With nearly 104,000 customers and growing, salesforce.com customers get it. They know that the cloud-based Salesforce CRM suite is a critical tool for capturing and reporting account data, identifying new revenue opportunities and improving business performance. They see the impact on their organizations, their employees and their bottom lines. Many of these companies, however, still face challenges in a key area: sales forecasting.

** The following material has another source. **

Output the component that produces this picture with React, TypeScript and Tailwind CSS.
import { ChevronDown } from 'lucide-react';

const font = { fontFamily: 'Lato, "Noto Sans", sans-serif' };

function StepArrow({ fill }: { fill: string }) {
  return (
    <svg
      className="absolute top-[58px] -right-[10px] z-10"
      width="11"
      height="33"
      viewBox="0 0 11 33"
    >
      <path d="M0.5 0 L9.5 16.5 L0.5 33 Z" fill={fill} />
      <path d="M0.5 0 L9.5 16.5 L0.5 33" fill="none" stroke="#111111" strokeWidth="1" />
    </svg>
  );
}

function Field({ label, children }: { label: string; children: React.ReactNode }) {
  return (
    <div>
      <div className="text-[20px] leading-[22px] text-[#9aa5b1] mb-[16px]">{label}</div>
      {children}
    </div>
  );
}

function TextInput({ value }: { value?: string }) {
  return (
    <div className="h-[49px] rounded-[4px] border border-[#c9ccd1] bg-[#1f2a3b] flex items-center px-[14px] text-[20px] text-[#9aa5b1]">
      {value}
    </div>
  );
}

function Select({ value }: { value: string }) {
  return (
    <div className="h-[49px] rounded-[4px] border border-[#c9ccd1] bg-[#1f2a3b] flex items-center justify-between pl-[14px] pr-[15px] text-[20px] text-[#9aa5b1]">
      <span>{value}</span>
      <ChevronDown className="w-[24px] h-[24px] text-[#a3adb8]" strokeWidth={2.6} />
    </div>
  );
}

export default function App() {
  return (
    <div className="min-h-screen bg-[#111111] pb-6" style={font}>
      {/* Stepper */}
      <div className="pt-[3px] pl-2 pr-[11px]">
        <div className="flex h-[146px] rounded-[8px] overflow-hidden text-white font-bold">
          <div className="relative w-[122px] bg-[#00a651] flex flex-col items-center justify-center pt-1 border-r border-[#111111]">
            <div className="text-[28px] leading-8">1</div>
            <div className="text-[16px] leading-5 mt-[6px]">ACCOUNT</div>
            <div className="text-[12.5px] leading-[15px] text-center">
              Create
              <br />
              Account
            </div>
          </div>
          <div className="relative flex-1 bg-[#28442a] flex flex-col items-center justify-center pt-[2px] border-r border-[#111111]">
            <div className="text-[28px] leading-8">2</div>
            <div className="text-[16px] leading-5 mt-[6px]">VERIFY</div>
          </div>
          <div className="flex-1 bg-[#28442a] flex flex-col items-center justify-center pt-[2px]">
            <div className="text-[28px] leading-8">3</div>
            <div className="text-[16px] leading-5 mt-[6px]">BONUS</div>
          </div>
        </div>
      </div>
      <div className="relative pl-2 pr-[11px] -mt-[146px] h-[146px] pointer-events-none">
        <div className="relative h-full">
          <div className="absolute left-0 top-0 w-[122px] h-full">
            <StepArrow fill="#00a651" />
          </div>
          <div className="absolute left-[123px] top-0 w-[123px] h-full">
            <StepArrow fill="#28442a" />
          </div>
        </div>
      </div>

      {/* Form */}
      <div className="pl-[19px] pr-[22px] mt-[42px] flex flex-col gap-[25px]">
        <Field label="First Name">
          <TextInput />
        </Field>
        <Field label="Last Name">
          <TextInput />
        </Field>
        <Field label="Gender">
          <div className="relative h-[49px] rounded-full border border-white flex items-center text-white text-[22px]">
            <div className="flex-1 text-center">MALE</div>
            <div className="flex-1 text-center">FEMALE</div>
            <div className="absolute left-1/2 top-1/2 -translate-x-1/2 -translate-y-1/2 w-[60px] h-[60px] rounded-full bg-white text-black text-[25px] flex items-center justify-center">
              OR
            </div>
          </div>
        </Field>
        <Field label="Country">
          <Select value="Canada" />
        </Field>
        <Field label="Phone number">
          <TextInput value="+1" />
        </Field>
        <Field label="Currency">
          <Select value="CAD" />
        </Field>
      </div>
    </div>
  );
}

Progressive salesforce.com users are eliminating the blind spots that put their forecasts at risk by making a dramatic change in how they forecast and manage their sales pipelines. These companies have adopted “active forecasts”—integrating analytical insights into their forecasting processes and into how they monitor and manage the opportunities in their forecasts. Active Forecasts collects, organizes and analyzes pipeline data, automatically discovers insights hidden deep inside, and delivers them to the right sales managers at the right time. Active Forecasts project likely outcomes, and prepares a rich set of hierarchical forecasts, reports, and analyses. It provides an in-depth view of opportunities, bookings, revenue, and other metrics organized by rep, territory, region, product or any other way you want.

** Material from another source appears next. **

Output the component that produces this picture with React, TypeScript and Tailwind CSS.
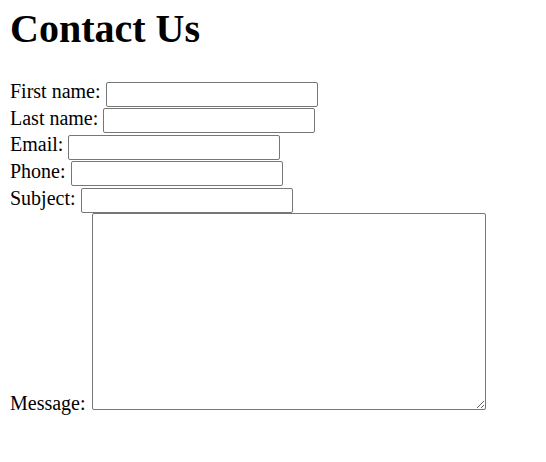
const fields = [
  { id: 'first-name', label: 'First name:' },
  { id: 'last-name', label: 'Last name:' },
  { id: 'email', label: 'Email:' },
  { id: 'phone', label: 'Phone:' },
  { id: 'subject', label: 'Subject:' },
];

export default function App() {
  return (
    <div className="min-h-[462px] bg-white px-[10px] pt-[6px] text-[20px] text-black font-['Liberation_Serif','Times_New_Roman',serif]">
      <h1 className="text-[40px] font-bold leading-[46px]">Contact Us</h1>

      <form className="mt-[28px] flex flex-col">
        {fields.map((field) => (
          <div key={field.id} className="flex h-[26.67px] items-start gap-[5px]">
            <label htmlFor={field.id} className="leading-[23px]">
              {field.label}
            </label>
            <input
              id={field.id}
              type="text"
              className="mt-[1.5px] h-[25px] w-[212px] rounded-[2px] border border-[#767676] bg-white px-[2.5px] font-['Liberation_Sans',Arial,sans-serif] text-[16.67px]"
            />
          </div>
        ))}

        {/* Message */}
        <div className="flex items-end gap-[6px]">
          <label htmlFor="message" className="-mb-[4.5px] leading-[23px]">
            Message:
          </label>
          <textarea
            id="message"
            className="h-[197px] w-[394px] rounded-[2px] border border-[#767676] bg-white px-[2.5px] font-['Liberation_Mono',monospace] text-[16.67px]"
          />
        </div>
      </form>
    </div>
  );
}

That’s the power of intelligent sales forecasting using Active Forecasts -- and it’s the kind of power that is now available to any company that wants to take its existing Salesforce CRM investment to the next level.
Do the math, and for many enterprises those kinds of gains from Active Forecasts can translate to millions in additional revenue from their sales pipelines. They can also benefit from the bottom-line impact of predictable, reliable forecasts that enable effective planning; more impactful sales force training; and cost savings associated with a move away from time-consuming, error-prone manual forecasting processes. Best-in-class companies that adopted Active Forecasts enjoyed an impressive 91% customer retention rate, versus a 32% retention rate among companies that have lagged in adoption, according to Aberdeen.

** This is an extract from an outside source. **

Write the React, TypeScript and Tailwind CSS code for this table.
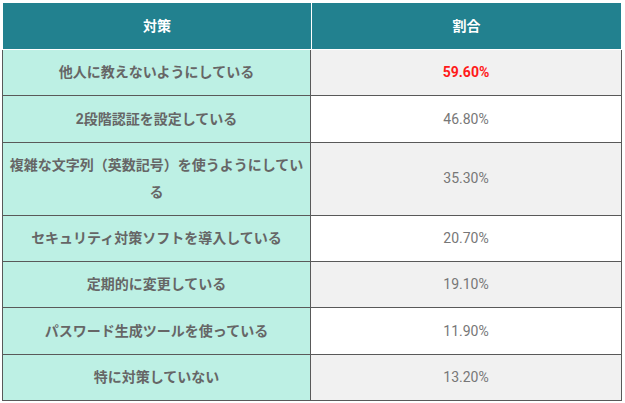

Sales forecasting is no longer just an administrative process for submitting a number based on guesswork and intuition – it has become critical to how companies manage their business, from financial and supply chain planning to sales performance management. However, CSO Insight's Sales Management Optimization research study found that less than 50 percent of forecasted opportunities were actually won. That means companies counting on the forecast missed their revenue targets.
C9 introduces the C9 Active Forecast, the first product that provides sales managers an early warning system to identify and manage risk and opportunity in their sales forecast while taking the pain out of the forecasting process. By analyzing the sales pipeline and forecast, the C9 Active Forecast uncovers actionable intelligence that guides sales managers to focus on the right opportunities at the right time.
The C9 Active Forecast addresses the critical forecasting needs that spreadsheets and CRM systems cannot. It integrates with CRM systems such as Salesforce to record all changes to CRM data and analyzes that data to find historical patterns of success and failure. By comparing the current forecast and pipeline to those patterns, it can provide sales managers with early warning of the risk and opportunity in their current forecast.